For long-term value, he says your best bet is simply planting a quality tree in a desirable area.
“A few hundred dollars will be valued in the 10s of thousands in a few decades, as well as provide many assets to your home such as shade and habitat for animals.”
If you don’t have the time to wait 30 years for a tree to mature, curb appeal wins out.
“If you are selling or going to be selling soon, updating the front of your home is generally easy and will make an impression to potential buyers.”
First impressions are always important, so creating an inviting environment around your home can help make guests or potential buyers feel an immediate connection to the property.
As with any home improvement, homeowners should choose their contractors carefully, always have a firm plan and work with the end goal visualized.
“Landscaping is a large investment, so choosing your designer and contractor is important,” Andrew says. “See what kind of work they normally do and if they are a good fit for you. If you are doing the landscaping yourself, ensure you have the proper plan in place and know your limitations. Design is the most important part of landscaping if you want to achieve something with order, simplicity, balance, rhythm, proportions, focalization and unity.”
Whether you are hiring someone or tackling the job yourself, Andrew believes you should always integrate professional knowledge into your landscaping endeavors.
“Going to a local nursery, you can ask questions about materials, such as the size and growth rate of plants, so you know where to plant them. Online information can sometimes be incorrect, and true nurserymen and nurserywomen know how plants actually behave in their specific areas. Correct installation of plants and hardscape is critical for long-term success, and many resources are available from local nurseries.”

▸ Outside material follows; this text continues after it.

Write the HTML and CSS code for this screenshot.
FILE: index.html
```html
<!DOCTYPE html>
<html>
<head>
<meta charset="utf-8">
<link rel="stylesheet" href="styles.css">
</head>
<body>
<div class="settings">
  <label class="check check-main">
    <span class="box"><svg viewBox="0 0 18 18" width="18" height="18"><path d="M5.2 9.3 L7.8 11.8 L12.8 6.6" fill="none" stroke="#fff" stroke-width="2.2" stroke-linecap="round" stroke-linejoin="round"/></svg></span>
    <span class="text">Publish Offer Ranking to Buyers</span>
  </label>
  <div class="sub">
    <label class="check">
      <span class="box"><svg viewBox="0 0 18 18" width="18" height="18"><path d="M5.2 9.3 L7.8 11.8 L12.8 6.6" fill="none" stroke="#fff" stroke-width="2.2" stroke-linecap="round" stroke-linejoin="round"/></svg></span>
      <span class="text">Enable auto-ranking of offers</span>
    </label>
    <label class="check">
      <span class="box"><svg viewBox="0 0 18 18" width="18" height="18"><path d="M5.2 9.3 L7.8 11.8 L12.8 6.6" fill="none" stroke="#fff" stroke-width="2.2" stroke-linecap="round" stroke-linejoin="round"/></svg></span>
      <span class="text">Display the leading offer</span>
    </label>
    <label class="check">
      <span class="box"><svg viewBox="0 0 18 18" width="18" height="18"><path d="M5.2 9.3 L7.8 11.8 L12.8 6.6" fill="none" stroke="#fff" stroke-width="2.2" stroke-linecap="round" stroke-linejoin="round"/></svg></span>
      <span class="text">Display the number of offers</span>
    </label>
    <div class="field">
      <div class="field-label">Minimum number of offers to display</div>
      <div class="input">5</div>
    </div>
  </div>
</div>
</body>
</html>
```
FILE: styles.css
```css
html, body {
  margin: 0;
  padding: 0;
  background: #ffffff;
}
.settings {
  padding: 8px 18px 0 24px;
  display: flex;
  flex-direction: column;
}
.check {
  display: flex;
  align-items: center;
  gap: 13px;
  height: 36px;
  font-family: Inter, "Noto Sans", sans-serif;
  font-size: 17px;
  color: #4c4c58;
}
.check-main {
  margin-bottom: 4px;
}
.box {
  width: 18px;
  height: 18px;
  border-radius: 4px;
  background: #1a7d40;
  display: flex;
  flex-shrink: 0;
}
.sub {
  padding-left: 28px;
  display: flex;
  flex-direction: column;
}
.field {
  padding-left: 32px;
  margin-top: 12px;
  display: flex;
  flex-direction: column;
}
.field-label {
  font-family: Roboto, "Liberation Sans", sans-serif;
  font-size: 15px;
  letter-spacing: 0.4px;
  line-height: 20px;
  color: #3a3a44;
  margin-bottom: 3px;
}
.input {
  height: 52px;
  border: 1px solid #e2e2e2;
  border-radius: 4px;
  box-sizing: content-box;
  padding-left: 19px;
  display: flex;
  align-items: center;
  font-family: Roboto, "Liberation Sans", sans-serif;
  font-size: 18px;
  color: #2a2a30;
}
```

Additional tips from Andrew on choosing the right landscaping project for you can be found on BillingsLifestyle.com.
Essential Elements of Habitat
When deciding on a project to undertake, homeowners may consider the four essential elements of habitat: food, water, cover and space.
“These four elements, though generally for wild animals, can be designed exclusively for humans and will bring great joy,” Andrew says.
Here are some ideas Andrew believes incorporate each of these four essentials:
- Food “Edible plants are simply fun. Nearly every child (and most adults) love to pick fresh strawberries, grapes or apples. With many other edibles available to grow, even in a pot on a patio or a tree in espalier form, everyone has room for something edible. People love having a connection with their food.”
- Water “Who doesn’t delight in the sound and movement of water? This can be as simple as a birdbath or a small basin in the ground with a bubbling rock above, or a small pond filled with fish and aquatic plants. With more resources and time, a larger system can be achieved such as a swimming pond or large water feature.”
- Cover “Cover can be achieved with a tree as the canopy grows to provide shade. A pergola is a wonderful element that can provide a partial sun screen, but still allow for an open feel. An arbor covered with vines leading to a backyard will provide an element one desires to walk through. Large screening trees or shrubs can provide privacy and wildlife cover, especially evergreens.”
- Space “Space is generally achieved by lawns and provides us areas to play, walk and lie down in the shade under a tree. A granite or flagstone path can provide space through a garden. A paver or flagstone patio will last longer than any other surface and will provide a space to dine, relax or enjoy the warmth of a fire pit. Play areas for kids to enjoy are yet another use of space.”